So why do some blame the immigrants? Immigration has happened in this country since before any if us were alive. Back in the 1800s there were chinese, eastern European, french etc. Every time there is an influx thete has been discrimination and antagonism. That maybe human nature maybe some would say it is the progress and evolution of economic models

However, this time people finally had the opportunity to vote. I firmly believe if the UK public had had the chance in the 1950s or 60s or 70s or 80s specfically regarding immigration. They would have voted to stop it. And how would that have effected our economy? How would we be today?

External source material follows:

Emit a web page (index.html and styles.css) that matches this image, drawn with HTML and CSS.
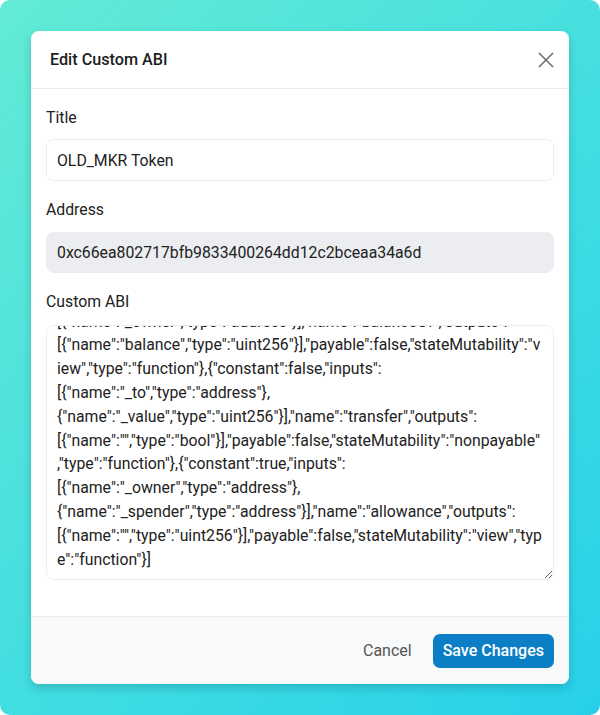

Imjustapoorboy · 05/04/2017 20:58

Brimpton it may not get past the turnitin test. But I'm sure you wold enjoy it

optionalrationale · 05/04/2017 20:59

Nothing
I said NOTHING can take away these blues
Cos nothing compares
Nothing compares to EU

Imjustapoorboy · 05/04/2017 21:01

Meanwhile optional. This poor lady had serious concerns regarding brexit. It seems she had other issues but brexit concerned her dearly

www.google.co.uk/amp/s/amp.theguardian.com/uk-news/2017/apr/05/woman-found-dead-in-bristol-feared-deportation-after-brexit-vote

Imjustapoorboy · 05/04/2017 21:02

But carry on with your flaccid jokes

optionalrationale · 05/04/2017 21:11

"No conclusive evidence she intended to take her own life"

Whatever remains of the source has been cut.